- [Data provided]:
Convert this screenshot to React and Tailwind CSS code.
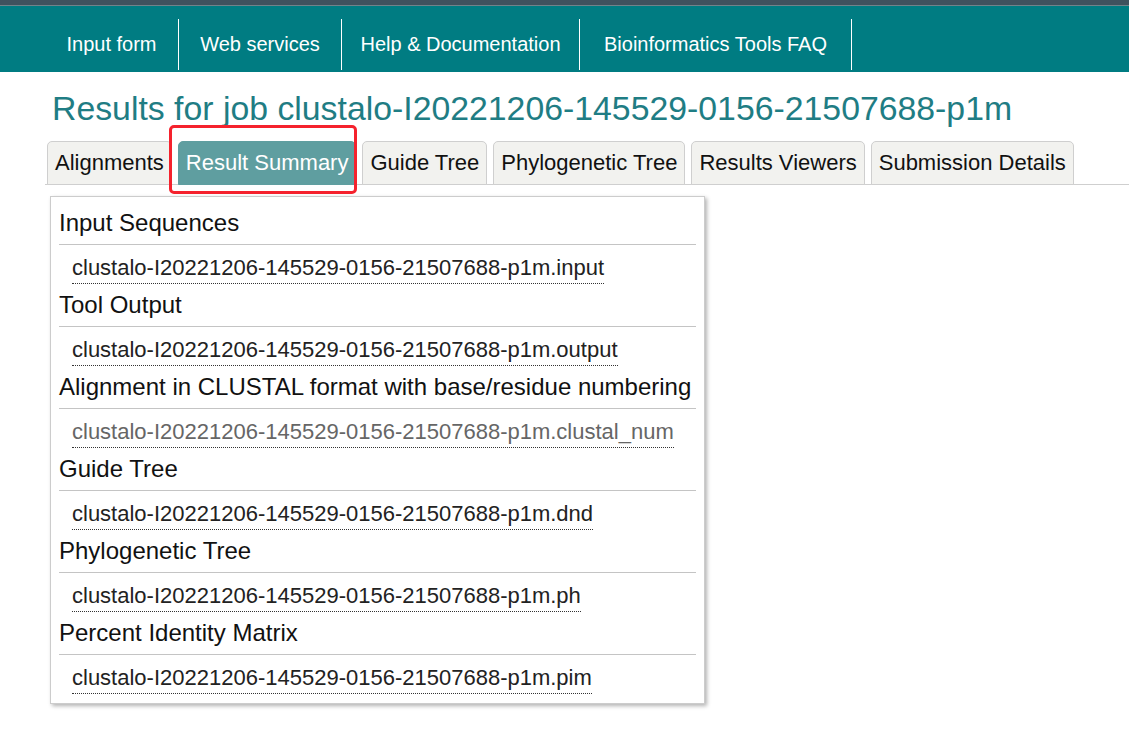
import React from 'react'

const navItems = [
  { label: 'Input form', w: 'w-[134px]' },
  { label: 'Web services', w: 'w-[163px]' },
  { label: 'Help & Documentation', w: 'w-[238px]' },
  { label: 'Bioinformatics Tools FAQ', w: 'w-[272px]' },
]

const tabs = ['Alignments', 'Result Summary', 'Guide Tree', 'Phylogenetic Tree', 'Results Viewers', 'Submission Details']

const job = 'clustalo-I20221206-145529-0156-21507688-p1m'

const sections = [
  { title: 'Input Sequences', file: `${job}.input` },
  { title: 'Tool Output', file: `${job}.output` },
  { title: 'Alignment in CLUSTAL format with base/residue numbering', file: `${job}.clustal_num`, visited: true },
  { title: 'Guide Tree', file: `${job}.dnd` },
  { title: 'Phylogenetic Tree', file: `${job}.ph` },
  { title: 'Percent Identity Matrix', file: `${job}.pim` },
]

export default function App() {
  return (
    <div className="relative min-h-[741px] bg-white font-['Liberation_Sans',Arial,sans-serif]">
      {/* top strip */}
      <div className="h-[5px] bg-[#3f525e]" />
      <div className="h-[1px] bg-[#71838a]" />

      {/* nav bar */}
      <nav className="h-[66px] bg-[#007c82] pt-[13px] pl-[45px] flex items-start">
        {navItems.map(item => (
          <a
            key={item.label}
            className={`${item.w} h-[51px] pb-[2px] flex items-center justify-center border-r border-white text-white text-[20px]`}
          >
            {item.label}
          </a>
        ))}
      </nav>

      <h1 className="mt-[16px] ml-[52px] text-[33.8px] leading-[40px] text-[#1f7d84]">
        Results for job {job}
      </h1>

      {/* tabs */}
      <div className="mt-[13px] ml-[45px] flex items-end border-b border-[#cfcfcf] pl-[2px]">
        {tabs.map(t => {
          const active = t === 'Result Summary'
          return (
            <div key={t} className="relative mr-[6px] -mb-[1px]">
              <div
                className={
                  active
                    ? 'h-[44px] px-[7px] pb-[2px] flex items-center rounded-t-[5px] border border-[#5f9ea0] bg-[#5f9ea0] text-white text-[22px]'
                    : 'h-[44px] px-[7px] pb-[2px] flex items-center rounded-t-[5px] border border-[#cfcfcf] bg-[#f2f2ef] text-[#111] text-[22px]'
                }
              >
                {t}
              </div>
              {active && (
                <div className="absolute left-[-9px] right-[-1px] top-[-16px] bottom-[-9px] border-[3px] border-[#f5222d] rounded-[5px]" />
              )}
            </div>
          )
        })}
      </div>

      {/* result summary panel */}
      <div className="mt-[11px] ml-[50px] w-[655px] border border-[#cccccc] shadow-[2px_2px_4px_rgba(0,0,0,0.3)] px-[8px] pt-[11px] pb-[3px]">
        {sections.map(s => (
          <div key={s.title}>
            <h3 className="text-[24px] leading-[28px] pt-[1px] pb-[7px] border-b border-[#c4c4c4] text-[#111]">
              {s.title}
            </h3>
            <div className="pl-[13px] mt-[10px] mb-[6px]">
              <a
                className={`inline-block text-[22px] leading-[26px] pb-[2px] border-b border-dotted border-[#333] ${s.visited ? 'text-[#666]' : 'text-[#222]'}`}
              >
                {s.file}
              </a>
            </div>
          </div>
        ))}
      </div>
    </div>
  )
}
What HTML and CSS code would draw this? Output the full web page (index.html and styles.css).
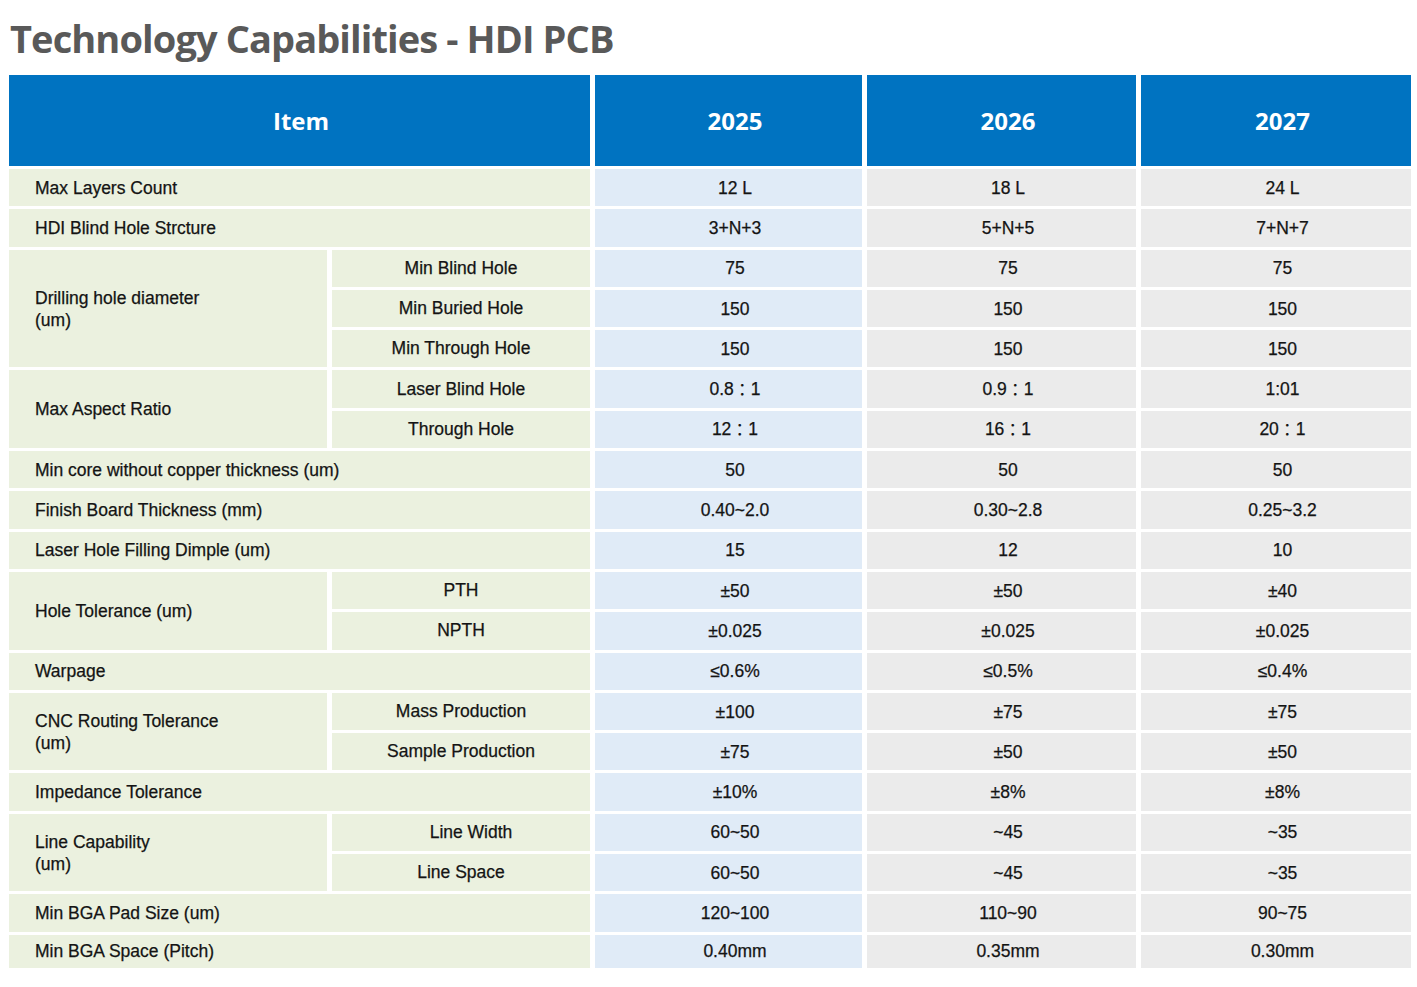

- [Exercise goal]: Go back to the entries above and restate word for word every line from the first through the one that contains "const job = 'clustalo-I20221206-145529-0156-21507688-p1m'", leaving the pictures behind.

- [Answer below]:
Convert this screenshot to React and Tailwind CSS code.
import React from 'react'

const navItems = [
  { label: 'Input form', w: 'w-[134px]' },
  { label: 'Web services', w: 'w-[163px]' },
  { label: 'Help & Documentation', w: 'w-[238px]' },
  { label: 'Bioinformatics Tools FAQ', w: 'w-[272px]' },
]

const tabs = ['Alignments', 'Result Summary', 'Guide Tree', 'Phylogenetic Tree', 'Results Viewers', 'Submission Details']

const job = 'clustalo-I20221206-145529-0156-21507688-p1m'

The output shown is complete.